### Exercise brief:
Below is a listing. Gather each line of it that contains "Tailwind".

### Available records:
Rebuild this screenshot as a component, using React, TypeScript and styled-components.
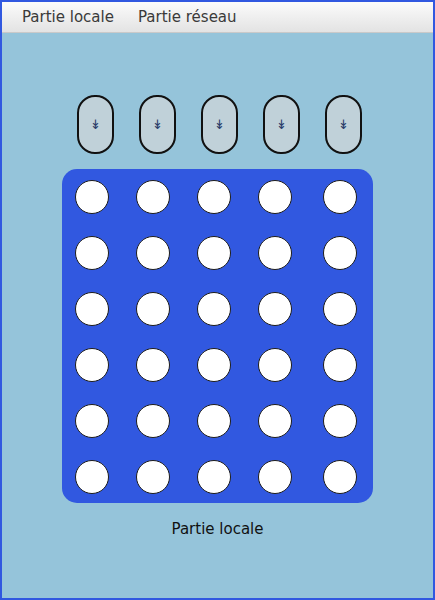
import styled, { createGlobalStyle } from "styled-components"

const GlobalStyle = createGlobalStyle`
  html, body {
    margin: 0;
    padding: 0;
    background: #95c4da;
  }
  * {
    box-sizing: border-box;
  }
`

const Window = styled.div`
  width: 435px;
  height: 600px;
  border: 2px solid #3158e0;
  background: #95c4da;
  display: flex;
  flex-direction: column;
  font-family: "DejaVu Sans", Verdana, sans-serif;
`

const MenuBar = styled.nav`
  height: 31px;
  display: flex;
  align-items: center;
  padding-left: 8px;
  background: linear-gradient(to bottom, #fbfbfb, #e3e3e3);
  border-bottom: 1px solid #c9c9c9;
`

const MenuItem = styled.span`
  padding: 0 12px;
  font-size: 15px;
  color: #3a3a3a;
  line-height: 30px;
`

const Content = styled.main`
  flex: 1;
  display: flex;
  flex-direction: column;
  align-items: center;
  padding-top: 62px;
`

const ButtonRow = styled.div`
  display: flex;
  gap: 25px;
  padding-left: 4px;
  margin-bottom: 15px;
`

const DropButton = styled.button`
  width: 37px;
  height: 59px;
  border: 2px solid #111;
  border-radius: 18px;
  background: #c0d1d9;
  color: #2b3d6a;
  font-family: "DejaVu Sans", sans-serif;
  font-size: 13px;
  padding: 0;
  display: flex;
  align-items: center;
  justify-content: center;
`

const Board = styled.div`
  width: 311px;
  height: 334px;
  background: #3158e0;
  border-radius: 15px;
  padding: 11px 0 0 13px;
  display: grid;
  grid-template-columns: 61px 61px 61px 65px 34px;
  grid-auto-rows: 34px;
  row-gap: 22px;
`

const Hole = styled.div`
  width: 34px;
  height: 34px;
  border-radius: 50%;
  background: #ffffff;
  border: 1px solid #1c1c1c;
`

const Status = styled.p`
  margin: 17px 0 0;
  font-size: 15px;
  color: #111;
`

const COLS = 5
const ROWS = 6

export default function App() {
  return (
    <Window>
      <GlobalStyle />
      <MenuBar>
        <MenuItem>Partie locale</MenuItem>
        <MenuItem>Partie réseau</MenuItem>
      </MenuBar>
      <Content>
        <ButtonRow>
          {Array.from({ length: COLS }).map((_, i) => (
            <DropButton key={i}>↡</DropButton>
          ))}
        </ButtonRow>
        <Board>
          {Array.from({ length: COLS * ROWS }).map((_, i) => (
            <Hole key={i} />
          ))}
        </Board>
        <Status>Partie locale</Status>
      </Content>
    </Window>
  )
}
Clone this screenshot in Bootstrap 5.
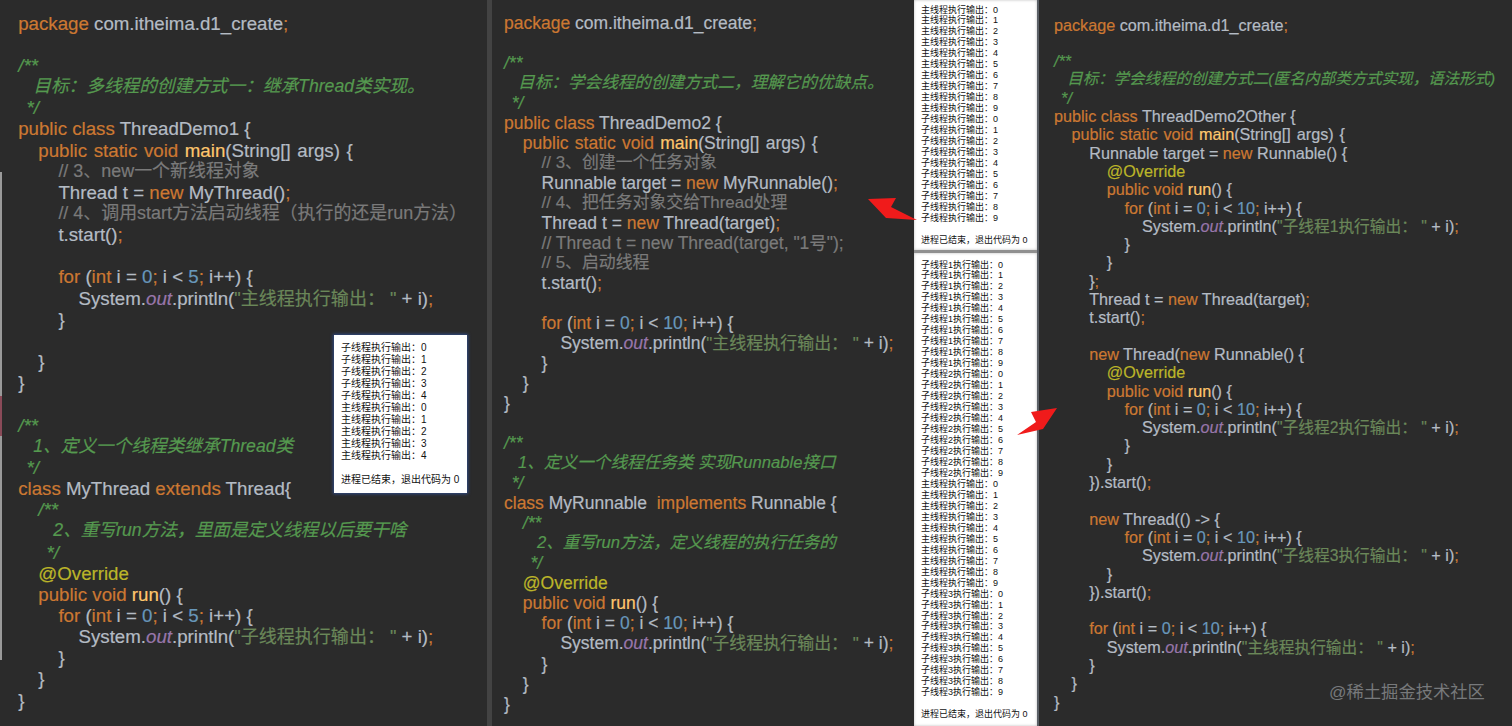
<!DOCTYPE html>
<html lang="zh-CN">
<head>
<meta charset="utf-8">
<title>Java 线程创建方式</title>
<link href="https://cdn.jsdelivr.net/npm/bootstrap@5.3.0/dist/css/bootstrap.min.css" rel="stylesheet">
<style>
html,body{margin:0;height:726px;overflow:hidden;background:#2b2b2b}
.shot{width:1512px;height:726px;font-family:"Liberation Sans","Noto Sans CJK SC",sans-serif;overflow:hidden}
.pane{background:#2b2b2b;color:#b4bbc4;overflow:hidden;flex:none;height:726px;-webkit-text-stroke:.2px}
.pane-a{width:487px;padding:12.6px 0 0 18.2px;font-size:18.7px;line-height:21.16px;--ind:20.1px;--doc:.945em;--cmt:.96em;--str:.965em}
.pane-a::before{content:"";position:absolute;left:0;top:172px;width:1.5px;height:488px;background:linear-gradient(#9a9a9a 0 46%,#8a4a58 46% 54%,#9a9a9a 54%)}
.pane-b{width:427px;padding:13px 0 0 12px;font-size:17.5px;line-height:20.02px;--ind:18.8px;--doc:.95em;--cmt:.965em;--str:.97em;border-left:5px solid #434343}
.pane-c{width:475px;padding:15.6px 0 0 15px;font-size:16.2px;line-height:18.3px;--ind:17.6px;--doc:.955em;--cmt:.96em;--str:.97em;border-left:2px solid #5a5f66}
.ln{display:block;height:1lh;white-space:pre}
.wide{word-spacing:1.4px}
.i1{padding-left:calc(var(--ind)*1)}.i2{padding-left:calc(var(--ind)*2)}.i3{padding-left:calc(var(--ind)*3)}.i4{padding-left:calc(var(--ind)*4)}.i5{padding-left:calc(var(--ind)*5)}
.dtext{padding-left:calc(var(--ind)*.75)}.dtail{padding-left:calc(var(--ind)*.15)}.dtext1{padding-left:calc(var(--ind)*1.75)}.dtail1{padding-left:calc(var(--ind)*1.15)}
.kw{color:#cc7832}.fn{color:#ffc66d}.num{color:#6897bb}.str{color:#6a8759;font-size:var(--str)}.st{color:#9876aa;font-style:italic}.ann{color:#bbb529}
.doc{color:#55994f;font-style:italic}.doc-sz{font-size:var(--doc)}.cmt{color:#7a7a7a}.cmt-sz{font-size:var(--cmt)}
.con-col{width:123px;flex:none;height:726px;background:#8f8f8f;display:flex;flex-direction:column;gap:2.5px}
.con{background:#fff;color:#111;font-size:9px;line-height:10.97px;white-space:pre;padding:4.5px 0 0 7px;box-shadow:inset 0 0 3px #bbb}
.con-top{height:250px}
.con-bot{flex:1;padding-top:7px}
.con-float{left:334px;top:335px;width:133px;height:158px;background:#fff;color:#111;font-size:10px;line-height:12px;white-space:pre;padding:6.5px 0 0 7px;box-shadow:0 0 3px 1px #2f4a86;-webkit-text-stroke:0}
.con-blank{display:block;height:1lh}
.ptr{left:0;top:0;pointer-events:none}
.mark-w{left:1329px;top:680px;font-size:17.3px;line-height:24px;color:#77797b;white-space:pre}
</style>
</head>
<body>
<main class="shot d-flex position-relative">

<section class="pane pane-a position-relative">
<span class="ln"><span class="kw">package</span> com.itheima.d1_create<span class="kw">;</span></span>
<span class="ln"> </span>
<span class="ln doc">/**</span>
<span class="ln doc doc-sz dtext">目标：多线程的创建方式一：继承Thread类实现。</span>
<span class="ln doc dtail"> */</span>
<span class="ln"><span class="kw">public class</span> ThreadDemo1 {</span>
<span class="ln i1 wide"><span class="kw">public static void</span> <span class="fn">main</span>(String[] args) {</span>
<span class="ln i2 cmt cmt-sz">// 3、new一个新线程对象</span>
<span class="ln i2">Thread t = <span class="kw">new</span> MyThread()<span class="kw">;</span></span>
<span class="ln i2 cmt cmt-sz">// 4、调用start方法启动线程（执行的还是run方法）</span>
<span class="ln i2">t.start()<span class="kw">;</span></span>
<span class="ln"> </span>
<span class="ln i2"><span class="kw">for</span> (<span class="kw">int</span> i = <span class="num">0</span><span class="kw">;</span> i &lt; <span class="num">5</span><span class="kw">;</span> i++) {</span>
<span class="ln i3">System.<span class="st">out</span>.println(<span class="str">"主线程执行输出： "</span> + i)<span class="kw">;</span></span>
<span class="ln i2">}</span>
<span class="ln"> </span>
<span class="ln i1">}</span>
<span class="ln">}</span>
<span class="ln"> </span>
<span class="ln doc">/**</span>
<span class="ln doc doc-sz dtext">1、定义一个线程类继承Thread类</span>
<span class="ln doc dtail"> */</span>
<span class="ln"><span class="kw">class</span> MyThread <span class="kw">extends</span> Thread{</span>
<span class="ln i1 doc">/**</span>
<span class="ln doc doc-sz dtext1">2、重写run方法，里面是定义线程以后要干啥</span>
<span class="ln doc dtail1"> */</span>
<span class="ln i1 ann">@Override</span>
<span class="ln i1"><span class="kw">public void</span> <span class="fn">run</span>() {</span>
<span class="ln i2"><span class="kw">for</span> (<span class="kw">int</span> i = <span class="num">0</span><span class="kw">;</span> i &lt; <span class="num">5</span><span class="kw">;</span> i++) {</span>
<span class="ln i3">System.<span class="st">out</span>.println(<span class="str">"子线程执行输出： "</span> + i)<span class="kw">;</span></span>
<span class="ln i2">}</span>
<span class="ln i1">}</span>
<span class="ln">}</span>
<div class="con-float position-absolute"><span class="d-block">子线程执行输出：0</span><span class="d-block">子线程执行输出：1</span><span class="d-block">子线程执行输出：2</span><span class="d-block">子线程执行输出：3</span><span class="d-block">子线程执行输出：4</span><span class="d-block">主线程执行输出：0</span><span class="d-block">主线程执行输出：1</span><span class="d-block">主线程执行输出：2</span><span class="d-block">主线程执行输出：3</span><span class="d-block">主线程执行输出：4</span><span class="con-blank"> </span><span class="d-block">进程已结束，退出代码为 0</span></div>
</section>

<section class="pane pane-b">
<span class="ln"><span class="kw">package</span> com.itheima.d1_create<span class="kw">;</span></span>
<span class="ln"> </span>
<span class="ln doc">/**</span>
<span class="ln doc doc-sz dtext">目标：学会线程的创建方式二，理解它的优缺点。</span>
<span class="ln doc dtail"> */</span>
<span class="ln"><span class="kw">public class</span> ThreadDemo2 {</span>
<span class="ln i1 wide"><span class="kw">public static void</span> <span class="fn">main</span>(String[] args) {</span>
<span class="ln i2 cmt cmt-sz">// 3、创建一个任务对象</span>
<span class="ln i2">Runnable target = <span class="kw">new</span> MyRunnable()<span class="kw">;</span></span>
<span class="ln i2 cmt cmt-sz">// 4、把任务对象交给Thread处理</span>
<span class="ln i2">Thread t = <span class="kw">new</span> Thread(target)<span class="kw">;</span></span>
<span class="ln i2 cmt">// Thread t = new Thread(target, "1号");</span>
<span class="ln i2 cmt cmt-sz">// 5、启动线程</span>
<span class="ln i2">t.start()<span class="kw">;</span></span>
<span class="ln"> </span>
<span class="ln i2"><span class="kw">for</span> (<span class="kw">int</span> i = <span class="num">0</span><span class="kw">;</span> i &lt; <span class="num">10</span><span class="kw">;</span> i++) {</span>
<span class="ln i3">System.<span class="st">out</span>.println(<span class="str">"主线程执行输出： "</span> + i)<span class="kw">;</span></span>
<span class="ln i2">}</span>
<span class="ln i1">}</span>
<span class="ln">}</span>
<span class="ln"> </span>
<span class="ln doc">/**</span>
<span class="ln doc doc-sz dtext">1、定义一个线程任务类 实现Runnable接口</span>
<span class="ln doc dtail"> */</span>
<span class="ln"><span class="kw">class</span> MyRunnable  <span class="kw">implements</span> Runnable {</span>
<span class="ln i1 doc">/**</span>
<span class="ln doc doc-sz dtext1">2、重写run方法，定义线程的执行任务的</span>
<span class="ln doc dtail1"> */</span>
<span class="ln i1 ann">@Override</span>
<span class="ln i1"><span class="kw">public void</span> <span class="fn">run</span>() {</span>
<span class="ln i2"><span class="kw">for</span> (<span class="kw">int</span> i = <span class="num">0</span><span class="kw">;</span> i &lt; <span class="num">10</span><span class="kw">;</span> i++) {</span>
<span class="ln i3">System.<span class="st">out</span>.println(<span class="str">"子线程执行输出： "</span> + i)<span class="kw">;</span></span>
<span class="ln i2">}</span>
<span class="ln i1">}</span>
<span class="ln">}</span>
</section>

<aside class="con-col">
<div class="con con-top"><span class="d-block">主线程执行输出：0</span><span class="d-block">主线程执行输出：1</span><span class="d-block">主线程执行输出：2</span><span class="d-block">主线程执行输出：3</span><span class="d-block">主线程执行输出：4</span><span class="d-block">主线程执行输出：5</span><span class="d-block">主线程执行输出：6</span><span class="d-block">主线程执行输出：7</span><span class="d-block">主线程执行输出：8</span><span class="d-block">主线程执行输出：9</span><span class="d-block">子线程执行输出：0</span><span class="d-block">子线程执行输出：1</span><span class="d-block">子线程执行输出：2</span><span class="d-block">子线程执行输出：3</span><span class="d-block">子线程执行输出：4</span><span class="d-block">子线程执行输出：5</span><span class="d-block">子线程执行输出：6</span><span class="d-block">子线程执行输出：7</span><span class="d-block">子线程执行输出：8</span><span class="d-block">子线程执行输出：9</span><span class="con-blank"> </span><span class="d-block">进程已结束，退出代码为 0</span></div>
<div class="con con-bot"><span class="d-block">子线程1执行输出：0</span><span class="d-block">子线程1执行输出：1</span><span class="d-block">子线程1执行输出：2</span><span class="d-block">子线程1执行输出：3</span><span class="d-block">子线程1执行输出：4</span><span class="d-block">子线程1执行输出：5</span><span class="d-block">子线程1执行输出：6</span><span class="d-block">子线程1执行输出：7</span><span class="d-block">子线程1执行输出：8</span><span class="d-block">子线程1执行输出：9</span><span class="d-block">子线程2执行输出：0</span><span class="d-block">子线程2执行输出：1</span><span class="d-block">子线程2执行输出：2</span><span class="d-block">子线程2执行输出：3</span><span class="d-block">子线程2执行输出：4</span><span class="d-block">子线程2执行输出：5</span><span class="d-block">子线程2执行输出：6</span><span class="d-block">子线程2执行输出：7</span><span class="d-block">子线程2执行输出：8</span><span class="d-block">子线程2执行输出：9</span><span class="d-block">主线程执行输出：0</span><span class="d-block">主线程执行输出：1</span><span class="d-block">主线程执行输出：2</span><span class="d-block">主线程执行输出：3</span><span class="d-block">主线程执行输出：4</span><span class="d-block">主线程执行输出：5</span><span class="d-block">主线程执行输出：6</span><span class="d-block">主线程执行输出：7</span><span class="d-block">主线程执行输出：8</span><span class="d-block">主线程执行输出：9</span><span class="d-block">子线程3执行输出：0</span><span class="d-block">子线程3执行输出：1</span><span class="d-block">子线程3执行输出：2</span><span class="d-block">子线程3执行输出：3</span><span class="d-block">子线程3执行输出：4</span><span class="d-block">子线程3执行输出：5</span><span class="d-block">子线程3执行输出：6</span><span class="d-block">子线程3执行输出：7</span><span class="d-block">子线程3执行输出：8</span><span class="d-block">子线程3执行输出：9</span><span class="con-blank"> </span><span class="d-block">进程已结束，退出代码为 0</span></div>
</aside>

<section class="pane pane-c">
<span class="ln"><span class="kw">package</span> com.itheima.d1_create<span class="kw">;</span></span>
<span class="ln"> </span>
<span class="ln doc">/**</span>
<span class="ln doc doc-sz dtext">目标：学会线程的创建方式二(匿名内部类方式实现，语法形式)</span>
<span class="ln doc dtail"> */</span>
<span class="ln"><span class="kw">public class</span> ThreadDemo2Other {</span>
<span class="ln i1 wide"><span class="kw">public static void</span> <span class="fn">main</span>(String[] args) {</span>
<span class="ln i2">Runnable target = <span class="kw">new</span> Runnable() {</span>
<span class="ln i3 ann">@Override</span>
<span class="ln i3"><span class="kw">public void</span> <span class="fn">run</span>() {</span>
<span class="ln i4"><span class="kw">for</span> (<span class="kw">int</span> i = <span class="num">0</span><span class="kw">;</span> i &lt; <span class="num">10</span><span class="kw">;</span> i++) {</span>
<span class="ln i5">System.<span class="st">out</span>.println(<span class="str">"子线程1执行输出： "</span> + i)<span class="kw">;</span></span>
<span class="ln i4">}</span>
<span class="ln i3">}</span>
<span class="ln i2">}<span class="kw">;</span></span>
<span class="ln i2">Thread t = <span class="kw">new</span> Thread(target)<span class="kw">;</span></span>
<span class="ln i2">t.start()<span class="kw">;</span></span>
<span class="ln"> </span>
<span class="ln i2"><span class="kw">new</span> Thread(<span class="kw">new</span> Runnable() {</span>
<span class="ln i3 ann">@Override</span>
<span class="ln i3"><span class="kw">public void</span> <span class="fn">run</span>() {</span>
<span class="ln i4"><span class="kw">for</span> (<span class="kw">int</span> i = <span class="num">0</span><span class="kw">;</span> i &lt; <span class="num">10</span><span class="kw">;</span> i++) {</span>
<span class="ln i5">System.<span class="st">out</span>.println(<span class="str">"子线程2执行输出： "</span> + i)<span class="kw">;</span></span>
<span class="ln i4">}</span>
<span class="ln i3">}</span>
<span class="ln i2">}).start()<span class="kw">;</span></span>
<span class="ln"> </span>
<span class="ln i2"><span class="kw">new</span> Thread(() -&gt; {</span>
<span class="ln i4"><span class="kw">for</span> (<span class="kw">int</span> i = <span class="num">0</span><span class="kw">;</span> i &lt; <span class="num">10</span><span class="kw">;</span> i++) {</span>
<span class="ln i5">System.<span class="st">out</span>.println(<span class="str">"子线程3执行输出： "</span> + i)<span class="kw">;</span></span>
<span class="ln i3">}</span>
<span class="ln i2">}).start()<span class="kw">;</span></span>
<span class="ln"> </span>
<span class="ln i2"><span class="kw">for</span> (<span class="kw">int</span> i = <span class="num">0</span><span class="kw">;</span> i &lt; <span class="num">10</span><span class="kw">;</span> i++) {</span>
<span class="ln i3">System.<span class="st">out</span>.println(<span class="str">"主线程执行输出： "</span> + i)<span class="kw">;</span></span>
<span class="ln i2">}</span>
<span class="ln i1">}</span>
<span class="ln">}</span>
</section>

<svg class="ptr position-absolute" width="1512" height="726" viewBox="0 0 1512 726" aria-hidden="true">
<polygon points="868,199 896,198 891,207 917,220 886,218" fill="#f01b1b"/>
<polygon points="1057,408 1031,412 1036,422 1017,435 1043,429" fill="#f01b1b"/>
</svg>
<div class="mark-w position-absolute">@稀土掘金技术社区</div>
</main>
</body>
</html>
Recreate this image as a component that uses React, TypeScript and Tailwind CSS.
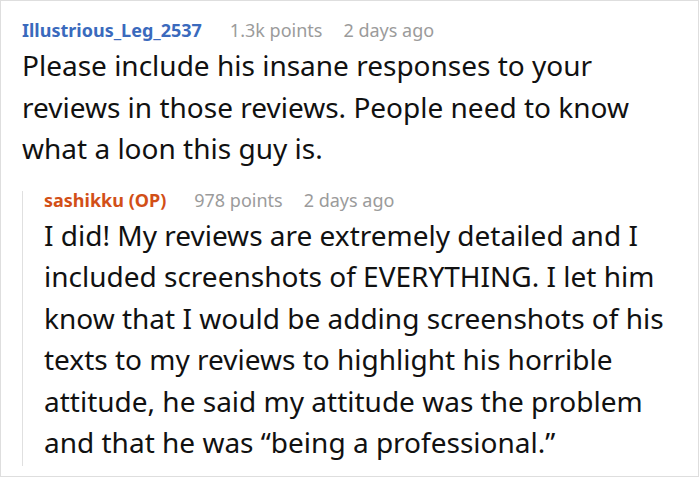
import React from "react";

function Meta({ name, nameColor, points }: { name: string; nameColor: string; points: string }) {
  return (
    <div className="flex items-baseline text-[18px] leading-[18px] whitespace-nowrap">
      <span className={`font-bold ${nameColor}`}>{name}</span>
      <span className="ml-[28px] text-[#9b9b9b]">{points}</span>
      <span className="ml-[21px] text-[#9b9b9b]">2 days ago</span>
    </div>
  );
}

export default function App() {
  return (
    <div className="w-[700px] h-[478px] bg-white" style={{ fontFamily: '"Noto Sans", "Open Sans", sans-serif' }}>
      <div className="w-[699px] h-[477px] border border-[#dedede] box-border pl-[21px] pt-[20px]">
        <Meta name="Illustrious_Leg_2537" nameColor="text-[#3a6abd]" points="1.3k points" />
        <p className="mt-[6px] text-[28px] leading-[41.5px] text-[#111111] whitespace-nowrap">
          Please include his insane responses to your
          <br />
          reviews in those reviews. People need to know
          <br />
          what a loon this guy is.
        </p>
        <div className="mt-[21px] border-l border-[#e0e0e0] pl-[21px] pb-[2px]">
          <Meta name="sashikku (OP)" nameColor="text-[#d24f17]" points="978 points" />
          <p className="mt-[6px] text-[28px] leading-[41.5px] text-[#111111] whitespace-nowrap">
            I did! My reviews are extremely detailed and I
            <br />
            included screenshots of EVERYTHING. I let him
            <br />
            know that I would be adding screenshots of his
            <br />
            texts to my reviews to highlight his horrible
            <br />
            attitude, he said my attitude was the problem
            <br />
            and that he was “being a professional.”
          </p>
        </div>
      </div>
    </div>
  );
}
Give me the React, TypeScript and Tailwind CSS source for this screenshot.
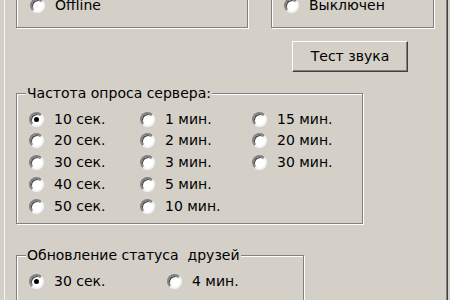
import type { ReactNode } from 'react';

function Radio({ label, checked = false }: { label: string; checked?: boolean }) {
  return (
    <div className="flex items-center h-[22px] gap-[10px] whitespace-nowrap">
      <span className="relative flex items-center justify-center w-[15px] h-[15px] shrink-0 rounded-full bg-white border-2 border-t-[#808080] border-l-[#808080] border-b-[#f4f4f4] border-r-[#f4f4f4] shadow-[inset_1px_1px_0_#404040]">
        {checked && <span className="w-[5px] h-[5px] rounded-full bg-black" />}
      </span>
      <span>{label}</span>
    </div>
  );
}

function GroupBox({
  label,
  className,
  children,
}: {
  label?: string;
  className: string;
  children: ReactNode;
}) {
  return (
    <div
      className={
        'relative shrink-0 border border-[#808080] shadow-[inset_1px_1px_0_#ffffff,1px_1px_0_#ffffff] ' + className
      }
    >
      {label && (
        <span className="absolute left-[9px] top-[-9px] bg-[#d4d0c8] px-[1px] leading-[16px] whitespace-pre">
          {label}
        </span>
      )}
      {children}
    </div>
  );
}

export default function App() {
  return (
    <div className="w-[450px] h-[300px] overflow-hidden flex bg-[#d4d0c8] text-black text-[14px] font-['DejaVu_Sans',sans-serif]">
      <div className="w-[4px] shrink-0" />
      <div className="w-px shrink-0 bg-[#f4f3ef]" />

      <div className="flex-1 flex flex-col pl-[11px]">
        {/* top group boxes, cut off by the window */}
        <div className="flex shrink-0 gap-[23px] -mt-[32px]">
          <GroupBox className="w-[232px] h-[60px] flex flex-col justify-end pl-[13px] pb-[11px]">
            <Radio label="Offline" />
          </GroupBox>
          <GroupBox className="w-[163px] h-[60px] flex flex-col justify-end pl-[12px] pb-[11px]">
            <Radio label="Выключен" />
          </GroupBox>
        </div>

        <button className="self-end shrink-0 mr-[38px] mt-[13px] w-[116px] h-[31px] flex items-center justify-center border border-t-white border-l-white border-b-[#404040] border-r-[#404040] shadow-[inset_-1px_-1px_0_#808080] bg-[#d4d0c8]">
          Тест звука
        </button>

        <GroupBox label="Частота опроса сервера:" className="mt-[21px] w-[347px] h-[131px] pl-[12px] pt-[14px]">
          <div className="grid grid-flow-col grid-rows-[repeat(5,21.75px)] grid-cols-[111px_112px_1fr]">
            <Radio label="10 сек." checked />
            <Radio label="20 сек." />
            <Radio label="30 сек." />
            <Radio label="40 сек." />
            <Radio label="50 сек." />
            <Radio label="1 мин." />
            <Radio label="2 мин." />
            <Radio label="3 мин." />
            <Radio label="5 мин." />
            <Radio label="10 мин." />
            <Radio label="15 мин." />
            <Radio label="20 мин." />
            <Radio label="30 мин." />
          </div>
        </GroupBox>

        <GroupBox label="Обновление статуса  друзей" className="mt-[31px] w-[288px] h-[80px] pl-[12px] pt-[14px]">
          <div className="grid grid-cols-[138px_1fr]">
            <Radio label="30 сек." checked />
            <Radio label="4 мин." />
          </div>
        </GroupBox>
      </div>

      <div className="w-px shrink-0 bg-[#808080]" />
      <div className="w-px shrink-0 bg-[#404040]" />
      <div className="w-[2px] shrink-0" />
    </div>
  );
}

### Reply:
Recreate this image as a component that uses React, TypeScript and Tailwind CSS.
Give me the React, TypeScript and Tailwind CSS source for this screenshot.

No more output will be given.